Great news ISM (Institute of Supply Management) has expanded their CPSM (Certified Professional in Supply Management) certification to be more inclusive while also discontinuing the CSM (Certified in Supply Management).
I applaud these moves by ISM, it reflects their willingness to adapt and change as required. This is win for the average professional and that is what this blog is about!
The requirements for CPSM at time of writing are below.
- Three years of full-time, professional supply management experience (nonclerical, nonsupport) with a bachelor’s degree from regionally accredited institution or international equivalent
- Five years of full-time, professional supply management experience (nonclerical, nonsupport) without a qualified bachelor’s degree
- Successfully pass three CPSM® Exams, OR, if you are a C.P.M. in good standing, pass the Bridge Exam
I’m a huge proponent of professional certifications. Dollar for dollar these are a great bargain for boosting your credentials and credibility. Education to use for your employer networking for you the individual it’s one of the few remaining win-win situations in the workforce.
With that I believe it was huge mistake for ISM to create two tiered certification process with the primary distinction being an educational prerequisite. This left out in the cold many low, mid and even high level professionals that have decades of experience.
I’ve found that professional certifications are the most beneficial to non-degreed individuals. They are an added distinction for those with degrees. If the certification highlights the fact your non-degreed than it’s a professional buzz kill.
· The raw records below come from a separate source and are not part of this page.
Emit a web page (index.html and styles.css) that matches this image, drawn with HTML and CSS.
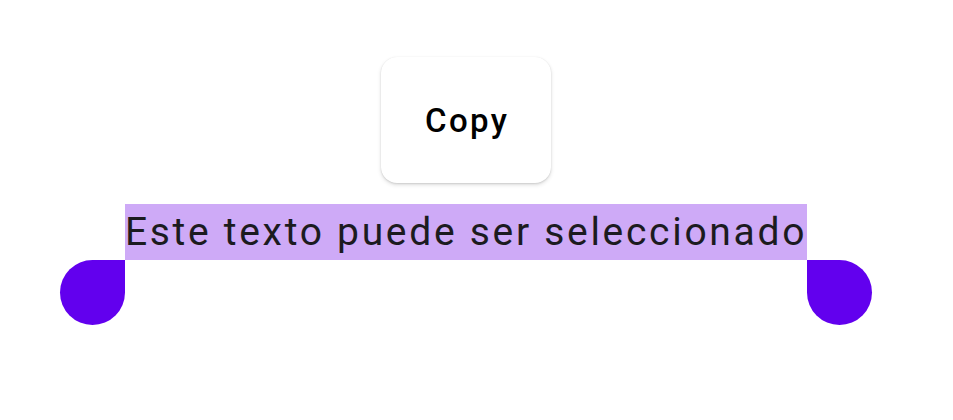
FILE: index.html
```html
<!DOCTYPE html>
<html lang="es">
<head>
<meta charset="utf-8">
<title>Selección de texto</title>
<link rel="stylesheet" href="styles.css">
</head>
<body>
<div class="stage">
  <div class="toolbar"><span class="toolbar-item">Copy</span></div>
  <div class="selected-line"><span class="selection">Este texto puede ser seleccionado</span></div>
  <div class="handles">
    <span class="handle handle-start"></span>
    <span class="handle handle-end"></span>
  </div>
</div>
</body>
</html>
```
FILE: styles.css
```css
html, body {
  margin: 0;
  padding: 0;
  background: #ffffff;
}
body {
  width: 953px;
  height: 420px;
  overflow: hidden;
  font-family: Roboto, "Noto Sans", sans-serif;
}
.stage {
  width: 812px;
  padding: 57px 0 0 60px;
  display: flex;
  flex-direction: column;
  align-items: center;
}
.toolbar {
  width: 170px;
  height: 126px;
  box-sizing: border-box;
  border-radius: 16px;
  background: #ffffff;
  box-shadow: 0 2px 4px rgba(0,0,0,0.12), 0 1px 2px rgba(0,0,0,0.10), 0 0 1px rgba(0,0,0,0.08);
  display: flex;
  align-items: center;
  justify-content: center;
}
.toolbar-item {
  font-weight: 500;
  font-size: 33px;
  letter-spacing: 2.4px;
  margin-right: -2.4px;
  color: #000000;
}
.selected-line {
  margin-top: 21px;
  height: 56px;
  line-height: 56px;
  font-size: 39px;
  letter-spacing: 2.7px;
  color: #1c1b1f;
}
.selection {
  display: inline-block;
  background: #ceaaf7;
  height: 56px;
}
.handles {
  width: 812px;
  display: flex;
  justify-content: space-between;
}
.handle {
  width: 65px;
  height: 65px;
  background: #6200ee;
  border-radius: 50%;
}
.handle-start {
  border-top-right-radius: 0;
}
.handle-end {
  border-top-left-radius: 0;
}
```
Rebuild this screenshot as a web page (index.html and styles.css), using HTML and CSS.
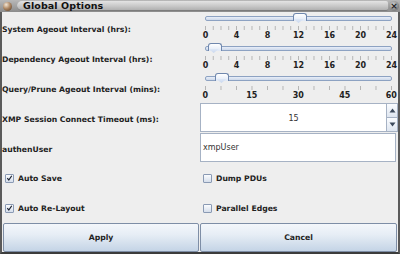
FILE: index.html
```html
<!DOCTYPE html>
<html>
<head>
<meta charset="utf-8">
<link rel="stylesheet" href="styles.css">
</head>
<body>
<div class="window">
  <div class="titlebar">
    <span class="ticon"></span>
    <div class="tpill"><span class="ttext">Global Options</span></div>
    <span class="tclose">×</span>
  </div>
  <div class="panel">
    <div class="label">System Ageout Interval (hrs):</div>
    <div class="slider hrs">
      <div class="track"><span class="thumb" style="left:50%"></span></div>
      <div class="ticks t24"></div>
      <div class="scale s7"><span>0</span><span>4</span><span>8</span><span>12</span><span>16</span><span>20</span><span>24</span></div>
    </div>

    <div class="label">Dependency Ageout Interval (hrs):</div>
    <div class="slider hrs">
      <div class="track"><span class="thumb" style="left:4.17%"></span></div>
      <div class="ticks t24"></div>
      <div class="scale s7"><span>0</span><span>4</span><span>8</span><span>12</span><span>16</span><span>20</span><span>24</span></div>
    </div>

    <div class="label">Query/Prune Ageout Interval (mins):</div>
    <div class="slider mins">
      <div class="track"><span class="thumb" style="left:8.33%"></span></div>
      <div class="ticks t12"></div>
      <div class="scale s5"><span>0</span><span>15</span><span>30</span><span>45</span><span>60</span></div>
    </div>

    <div class="label">XMP Session Connect Timeout (ms):</div>
    <div class="spinner">
      <div class="spinval">15</div>
      <div class="arrows">
        <div class="arr up"><svg width="7" height="5" viewBox="0 0 7 5"><path d="M0.5 4.5 L3.5 0.5 L6.5 4.5Z" fill="#3d4a5c"/></svg></div>
        <div class="arr dn"><svg width="7" height="5" viewBox="0 0 7 5"><path d="M0.5 0.5 L3.5 4.5 L6.5 0.5Z" fill="#3d4a5c"/></svg></div>
      </div>
    </div>

    <div class="label">authenUser</div>
    <div class="fieldcell"><div class="textfield">xmpUser</div></div>

    <div class="check"><span class="box on"><svg width="8" height="8" viewBox="0 0 8 8"><path d="M1.5 4.2 L3.2 6.3 L6.6 1.4" stroke="#1b2230" stroke-width="1.4" fill="none"/></svg></span>Auto Save</div>
    <div class="check right"><span class="box"></span>Dump PDUs</div>

    <div class="check"><span class="box on"><svg width="8" height="8" viewBox="0 0 8 8"><path d="M1.5 4.2 L3.2 6.3 L6.6 1.4" stroke="#1b2230" stroke-width="1.4" fill="none"/></svg></span>Auto Re-Layout</div>
    <div class="check right"><span class="box"></span>Parallel Edges</div>

    <div class="btncell"><div class="btn">Apply</div></div>
    <div class="btncell r"><div class="btn">Cancel</div></div>
  </div>
</div>
</body>
</html>
```
FILE: styles.css
```css
* { box-sizing: border-box; }
html, body { margin: 0; padding: 0; background: #4a4a4a; }
body { width: 400px; height: 254px; overflow: hidden; font-family: "DejaVu Sans", sans-serif; }
.window {
  width: 400px; height: 254px;
  background: #eeeeee;
  border-left: 2px solid #5a5a5a;
  border-right: 2px solid #5a5a5a;
  border-bottom: 2px solid #3c3c3c;
  display: flex; flex-direction: column;
}
.titlebar {
  height: 12px; flex: none;
  background: linear-gradient(#b8b8b8, #8c8c8c);
  display: flex; align-items: center;
  padding: 0 1px 0 1px;
  margin-left: -2px; margin-right: -2px;
}
.ticon {
  width: 9px; height: 9px; border-radius: 50%; flex: none;
  background: radial-gradient(circle at 35% 30%, #f2e6d6 0, #b08a66 45%, #4d3320 100%);
  margin-left: 2px; margin-right: 5px;
}
.tpill {
  flex: 1; height: 10px;
  border-radius: 5px 2px 2px 5px;
  background: linear-gradient(#e4e4e4, #c6c6c6 60%, #b0b0b0);
  border-bottom: 1px solid #7c7c7c;
  display: flex; align-items: center;
  padding-left: 6px;
}
.ttext { font-size: 9.5px; font-weight: bold; color: #111; letter-spacing: 0.1px; line-height: 10px; }
.tclose {
  width: 10px; height: 10px; border-radius: 50%; flex: none;
  background: radial-gradient(circle at 40% 35%, #d0d0d0, #5c5c5c);
  color: #222; font-size: 9px; line-height: 10px; text-align: center; font-weight: bold;
  margin-left: 1px;
}
.panel {
  flex: 1;
  display: grid;
  grid-template-columns: 198px 198px;
  grid-template-rows: repeat(8, 30px);
}
.label {
  font-size: 7.7px; font-weight: bold; color: #222;
  display: flex; align-items: center;
  padding-left: 0px; padding-top: 4px;
  white-space: nowrap;
}
.slider { padding-left: 5px; padding-top: 3px; width: 192px; }
.track {
  position: relative;
  width: 187px; height: 5px; margin-top: 1px;
  border: 1px solid #8da2c2; border-radius: 2px;
  background: linear-gradient(#e8eef8, #cdd8ea);
}
.thumb {
  position: absolute; top: -4px; margin-left: -6px;
  width: 12px; height: 10px;
}
.thumb::before {
  content: ""; position: absolute; left: 0; top: 0;
  width: 12px; height: 7px;
  border: 1px solid #6f87ad; border-bottom: none;
  border-radius: 3px 3px 0 0;
  background: linear-gradient(#ffffff, #dfe8f6);
}
.thumb::after {
  content: ""; position: absolute; left: 1px; top: 6px;
  width: 10px; height: 4px;
  background: linear-gradient(#dfe8f6, #c9d7ee);
  clip-path: polygon(0 0, 100% 0, 50% 100%);
}
.ticks {
  width: 188px; height: 4px; margin-top: 5px;
}
.t24 { background: linear-gradient(to right, #b4b4b4 1px, transparent 1px) 0 0 / 7.75px 100% repeat-x; }
.t12 { background: linear-gradient(to right, #b4b4b4 1px, transparent 1px) 0 0 / 15.5px 100% repeat-x; }
.scale {
  display: grid;
  font-size: 8px; font-weight: bold; color: #222;
  margin-top: 1px; line-height: 9px;
  text-align: center;
}
.s7 { grid-template-columns: repeat(7, 31px); margin-left: -15px; }
.s5 { grid-template-columns: repeat(5, 46.5px); margin-left: -23px; }
.spinner {
  margin: 1px 0 0 0;
  height: 29px; width: 198px;
  border: 1px solid #a6b2c4;
  background: #fff;
  display: flex;
}
.spinval {
  flex: 1; display: flex; align-items: center; justify-content: center;
  font-size: 8px; color: #333; padding-top: 1px;
}
.arrows { width: 11px; display: flex; flex-direction: column; border-left: 1px solid #a6b2c4; }
.arr {
  flex: 1; display: flex; align-items: center; justify-content: center;
  background: linear-gradient(#fafcff, #dfe6f0);
}
.arr.up { border-bottom: 1px solid #a6b2c4; }
.fieldcell { padding-top: 1px; }
.textfield {
  height: 29px; width: 196px;
  border: 1px solid #a6b2c4; background: #fff;
  display: flex; align-items: center;
  font-size: 8px; color: #333; padding-left: 2px;
}
.check {
  display: flex; align-items: center;
  font-size: 7.7px; font-weight: bold; color: #222;
  padding-left: 3px; padding-top: 2px;
}
.check.right { padding-left: 3px; }
.box {
  width: 9px; height: 9px; margin-right: 4px;
  border: 1px solid #8a9ab4; border-radius: 1px;
  background: linear-gradient(#fbfcfe, #d5deeb);
  display: flex; align-items: center; justify-content: center;
}
.box svg { display: block; }
.btncell { padding: 1px 0 0 1px; }
.btncell.r { padding-left: 0; }
.btn {
  height: 29px; width: 196px;
  border: 1px solid #7e8ea6; border-radius: 2px;
  background: linear-gradient(#f4f7fb, #e6edf5 40%, #c4d4e6);
  display: flex; align-items: center; justify-content: center;
  font-size: 7.7px; font-weight: bold; color: #222;
}
.btncell.r .btn { width: 197px; }
```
This is the reason I never recommend the CSM certification to professionals.
When ISM originally created CPSM designation without a pathway for non-degreed professionals it diminished CSM destination almost immediately. Carrying the CSM certification just screamed “I don’t have a degree” to colleague’s and coworkers in the profession. I’m sure that wasn’t ISM’s intent nor was it to make CPSM an elitist professional certification.
What’s slightly disheartening is that ISM needed research from outside consultants to make a change. Also ISM needs to slow all the designation changes there beginning to feel gimmicky e.g. CPM. Has the organization become too academic and lost touch with the rank and file in the supply profession. I’m willing to give them the benefit of the doubt, everyone slips now and again, remember new formula Coke!